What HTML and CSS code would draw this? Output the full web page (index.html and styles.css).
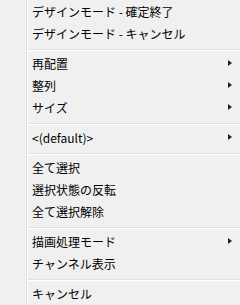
FILE: index.html
```html
<!DOCTYPE html>
<html lang="ja">
<head>
<meta charset="utf-8">
<link rel="stylesheet" href="styles.css">
</head>
<body>
<div class="menu">
  <div class="item">デザインモード - 確定終了</div>
  <div class="item">デザインモード - キャンセル</div>
  <div class="sep"></div>
  <div class="item sub">再配置</div>
  <div class="item sub">整列</div>
  <div class="item sub">サイズ</div>
  <div class="sep"></div>
  <div class="item sub">&lt;(default)&gt;</div>
  <div class="sep"></div>
  <div class="item">全て選択</div>
  <div class="item">選択状態の反転</div>
  <div class="item">全て選択解除</div>
  <div class="sep"></div>
  <div class="item sub">描画処理モード</div>
  <div class="item">チャンネル表示</div>
  <div class="sep"></div>
  <div class="item">キャンセル</div>
</div>
</body>
</html>
```
FILE: styles.css
```css
html, body {
  margin: 0;
  padding: 0;
  background: #f0f0f0;
}
.menu {
  width: 240px;
  height: 305px;
  padding-top: 1px;
  box-sizing: border-box;
  overflow: hidden;
  background: linear-gradient(to right, #f0f0f0 0 26px, #e0e0e0 26px 27px, #ffffff 27px 28px, #f0f0f0 28px);
  font-family: "Noto Sans CJK JP", "Noto Sans", sans-serif;
  font-size: 12px;
  color: #000;
}
.item {
  position: relative;
  height: 22px;
  box-sizing: border-box;
  display: flex;
  align-items: center;
  padding-left: 32px;
  padding-bottom: 2px;
  white-space: nowrap;
}
.sub::after {
  content: "";
  position: absolute;
  left: 228px;
  top: 7px;
  width: 0;
  height: 0;
  border-top: 3.5px solid transparent;
  border-bottom: 3.5px solid transparent;
  border-left: 4px solid #222;
}
.sep {
  height: 8px;
  margin-left: 28px;
  box-sizing: border-box;
  padding-top: 4px;
}
.sep::before {
  content: "";
  display: block;
  height: 1px;
  background: #e0e0e0;
  border-bottom: 1px solid #fff;
}
```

------------------------------------

# REQUEST:
Omit the pictures and reproduce the listing exactly.

# EXERCISE OUTPUT:
What HTML and CSS code would draw this? Output the full web page (index.html and styles.css).
FILE: index.html
```html
<!DOCTYPE html>
<html lang="ja">
<head>
<meta charset="utf-8">
<link rel="stylesheet" href="styles.css">
</head>
<body>
<div class="menu">
  <div class="item">デザインモード - 確定終了</div>
  <div class="item">デザインモード - キャンセル</div>
  <div class="sep"></div>
  <div class="item sub">再配置</div>
  <div class="item sub">整列</div>
  <div class="item sub">サイズ</div>
  <div class="sep"></div>
  <div class="item sub">&lt;(default)&gt;</div>
  <div class="sep"></div>
  <div class="item">全て選択</div>
  <div class="item">選択状態の反転</div>
  <div class="item">全て選択解除</div>
  <div class="sep"></div>
  <div class="item sub">描画処理モード</div>
  <div class="item">チャンネル表示</div>
  <div class="sep"></div>
  <div class="item">キャンセル</div>
</div>
</body>
</html>
```
FILE: styles.css
```css
html, body {
  margin: 0;
  padding: 0;
  background: #f0f0f0;
}
.menu {
  width: 240px;
  height: 305px;
  padding-top: 1px;
  box-sizing: border-box;
  overflow: hidden;
  background: linear-gradient(to right, #f0f0f0 0 26px, #e0e0e0 26px 27px, #ffffff 27px 28px, #f0f0f0 28px);
  font-family: "Noto Sans CJK JP", "Noto Sans", sans-serif;
  font-size: 12px;
  color: #000;
}
.item {
  position: relative;
  height: 22px;
  box-sizing: border-box;
  display: flex;
  align-items: center;
  padding-left: 32px;
  padding-bottom: 2px;
  white-space: nowrap;
}
.sub::after {
  content: "";
  position: absolute;
  left: 228px;
  top: 7px;
  width: 0;
  height: 0;
  border-top: 3.5px solid transparent;
  border-bottom: 3.5px solid transparent;
  border-left: 4px solid #222;
}
.sep {
  height: 8px;
  margin-left: 28px;
  box-sizing: border-box;
  padding-top: 4px;
}
.sep::before {
  content: "";
  display: block;
  height: 1px;
  background: #e0e0e0;
  border-bottom: 1px solid #fff;
}
```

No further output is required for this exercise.